I'm working on a new play commissioned by a theater in Philadelphia and they emailed me to get some basic information about it, like "Do you have a title? What will happen in the play? Have you remembered to add conflict or is it all banter like most of your first drafts?" Some of that was just interior questions. I wrote back with a lengthy description of what I have in mind "It's a comedy about gentrification and speaking the future into existence but it's also about grief or maybe post-grief whatever that means. But it's a comedy, mind you. Really a romcom. Oh, there's a love plot. Like You've Got Mail meets The Kids Are Alright meets The Family Stone. Sound good?"
Then, with a surprising amount of shamelessness, I told them that the title I'm working with is I'll Hold Out My Hand and My Heart Will Be In It, which is 1) a lyric from one of my favorite Donny Hathaway songs and 2) never going to fit on any marquee. The theater wrote back gamely, "Sounds great. That title is a marketing director's nightmare, but I like it!" This is really all the encouragement that I need.
I love titles; some writers are not huge fans of titling their work and bemoan the process of choosing a title.
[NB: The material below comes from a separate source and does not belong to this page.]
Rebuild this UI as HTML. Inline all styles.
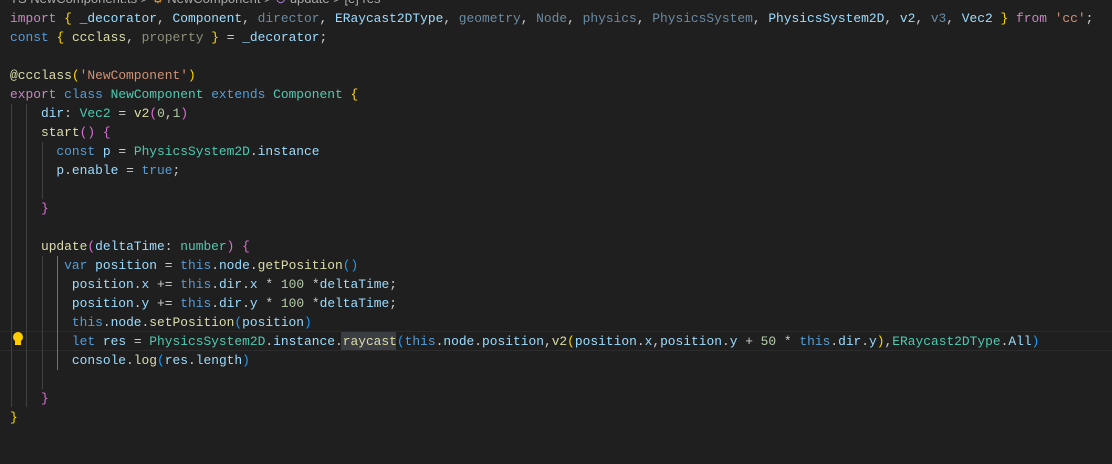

Not me! Usually I have a title before I have anything else; often the title guides me to the play that I'm trying to write. This is, apparently, not the case with books as figuring out what to call my forthcoming book Here For It, proved surprisingly difficult. I was like "Can we just call it A Book of Funny Essays About Belonging and Otherness That Are Also Sad Sometimes Wait No Not Sad, Just Heartfelt. Please Just Buy This; I See You Standing In That Airport Bookstore Deciding; Don't You Walk Away. Nice Baggage!" They said no. I was like, "This is discrimination."
I originally wanted to call it Why Bother with no punctuation, which I thought was interesting but also now realize is hard to parse if you don't know my voice or what I'm trying to do (be liked by everyone). I think the thing that can be hard with titles is being descriptive but also evocative but also not writing a full sentence. With I'll Hold Out My Hand and My Heart Will Be In It, achieves most but not all of those goals. And yet I can't bring myself to change it! I'm a real madman. Every time I talk about the play with someone else I get exhausted in the middle of it and have to take a break. The title has an intermission. I don't know, honey; I'm a mess!
For a while I've wanted to title another play after an Annie Lennox lyric from the song "Why" That lyric is These Are the Tears The Tears We Shed This is the Fear This is the Dread These Are the Years That We Have Spent and This is What They Represent. That whole thing! That's not a title, that's a sermon. That's the whole plot. I might as well call the play "About Two Hours In Which A Problem Presents Itself at the Beginning and Then Complicates in the Middle and Then Resolves At the End Hopefully Happily But One Never Knows Does One?"
Actually, I like that last one. That's a pretty good title. I'm going to pocket it. In a very large pocket.
(P.S. if I was still titling these newsletters, the title of this one would have been "Untitled #4, or The Title of This Is Untitled").
In this week's columns, Obama is my fashion icon, Beyoncé is my art historian, and Rihanna is my psychic.
I love that she is completely uninterested in the crowd, the cameras, or the speech that is happening, nor is she intimidated by any of it. This is a woman on a mission and that mission is Something to Dip This Pepperoni Slice In. Inspirational! Clear a space on Mt. Rushmore. And then change the name to Mt. Ranchmore. And then bring another ramekin to Table 13! I need my sauce! [READ THE FULL COLUMN]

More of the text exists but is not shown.